* Task details
Restate each of the lines below word for word and drop every picture.

[begin Given data]

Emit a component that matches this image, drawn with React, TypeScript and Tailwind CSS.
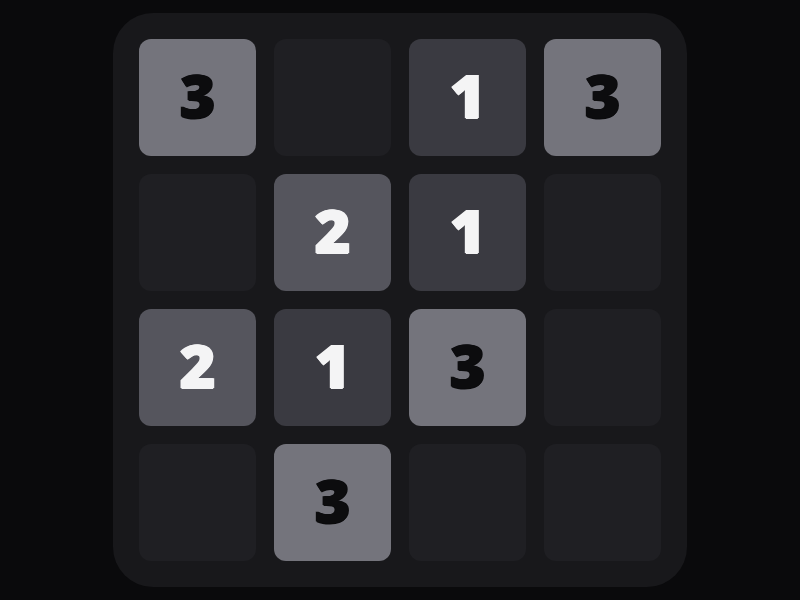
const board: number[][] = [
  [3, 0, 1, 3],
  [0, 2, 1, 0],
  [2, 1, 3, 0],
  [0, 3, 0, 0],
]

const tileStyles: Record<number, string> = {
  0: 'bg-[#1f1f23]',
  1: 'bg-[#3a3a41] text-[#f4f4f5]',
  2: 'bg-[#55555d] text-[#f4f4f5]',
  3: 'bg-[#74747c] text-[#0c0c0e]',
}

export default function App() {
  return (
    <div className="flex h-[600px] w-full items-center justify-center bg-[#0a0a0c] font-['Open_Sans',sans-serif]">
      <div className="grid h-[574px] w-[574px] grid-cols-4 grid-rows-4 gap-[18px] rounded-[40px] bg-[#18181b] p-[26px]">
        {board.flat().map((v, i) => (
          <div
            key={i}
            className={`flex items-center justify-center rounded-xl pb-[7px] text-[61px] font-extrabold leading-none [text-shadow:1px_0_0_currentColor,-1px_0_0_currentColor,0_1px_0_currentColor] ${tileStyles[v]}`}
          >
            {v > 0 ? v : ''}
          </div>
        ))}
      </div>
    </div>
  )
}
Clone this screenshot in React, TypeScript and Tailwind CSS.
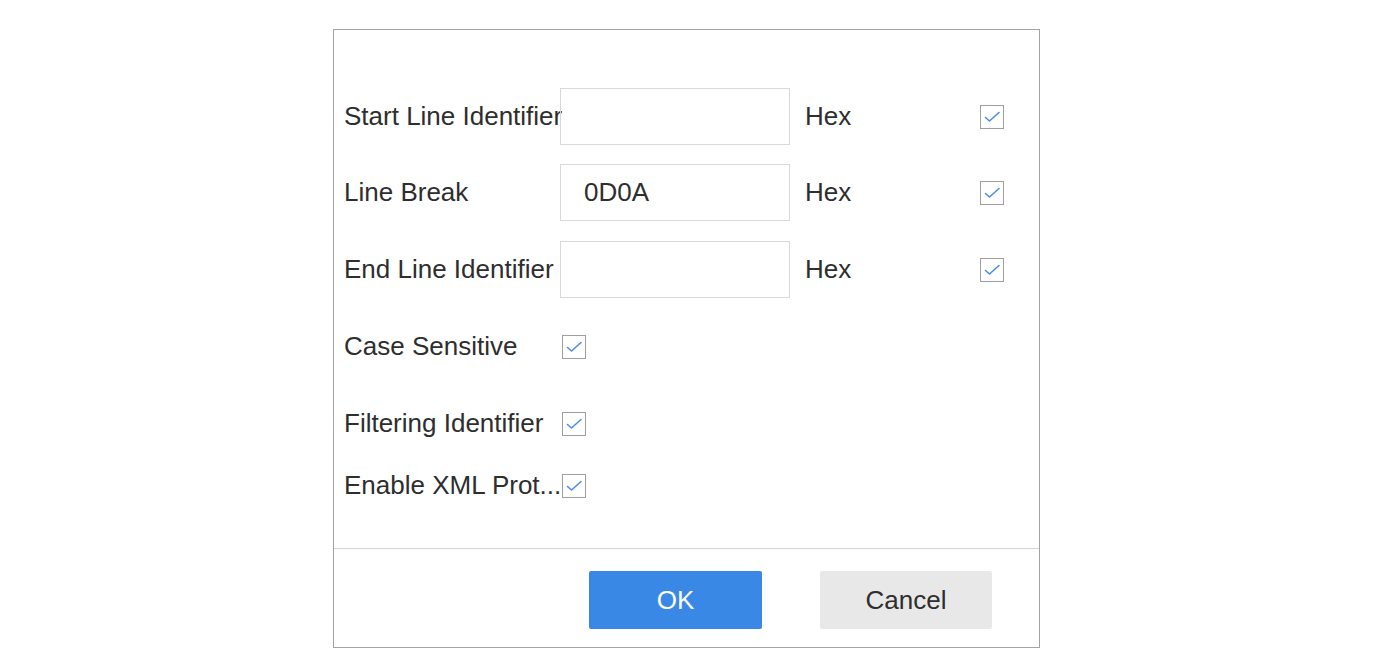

[end Given data]

* Answer to this problem
Emit a component that matches this image, drawn with React, TypeScript and Tailwind CSS.
const board: number[][] = [
  [3, 0, 1, 3],
  [0, 2, 1, 0],
  [2, 1, 3, 0],
  [0, 3, 0, 0],
]

const tileStyles: Record<number, string> = {
  0: 'bg-[#1f1f23]',
  1: 'bg-[#3a3a41] text-[#f4f4f5]',
  2: 'bg-[#55555d] text-[#f4f4f5]',
  3: 'bg-[#74747c] text-[#0c0c0e]',
}

export default function App() {
  return (
    <div className="flex h-[600px] w-full items-center justify-center bg-[#0a0a0c] font-['Open_Sans',sans-serif]">
      <div className="grid h-[574px] w-[574px] grid-cols-4 grid-rows-4 gap-[18px] rounded-[40px] bg-[#18181b] p-[26px]">
        {board.flat().map((v, i) => (
          <div
            key={i}
            className={`flex items-center justify-center rounded-xl pb-[7px] text-[61px] font-extrabold leading-none [text-shadow:1px_0_0_currentColor,-1px_0_0_currentColor,0_1px_0_currentColor] ${tileStyles[v]}`}
          >
            {v > 0 ? v : ''}
          </div>
        ))}
      </div>
    </div>
  )
}
Clone this screenshot in React, TypeScript and Tailwind CSS.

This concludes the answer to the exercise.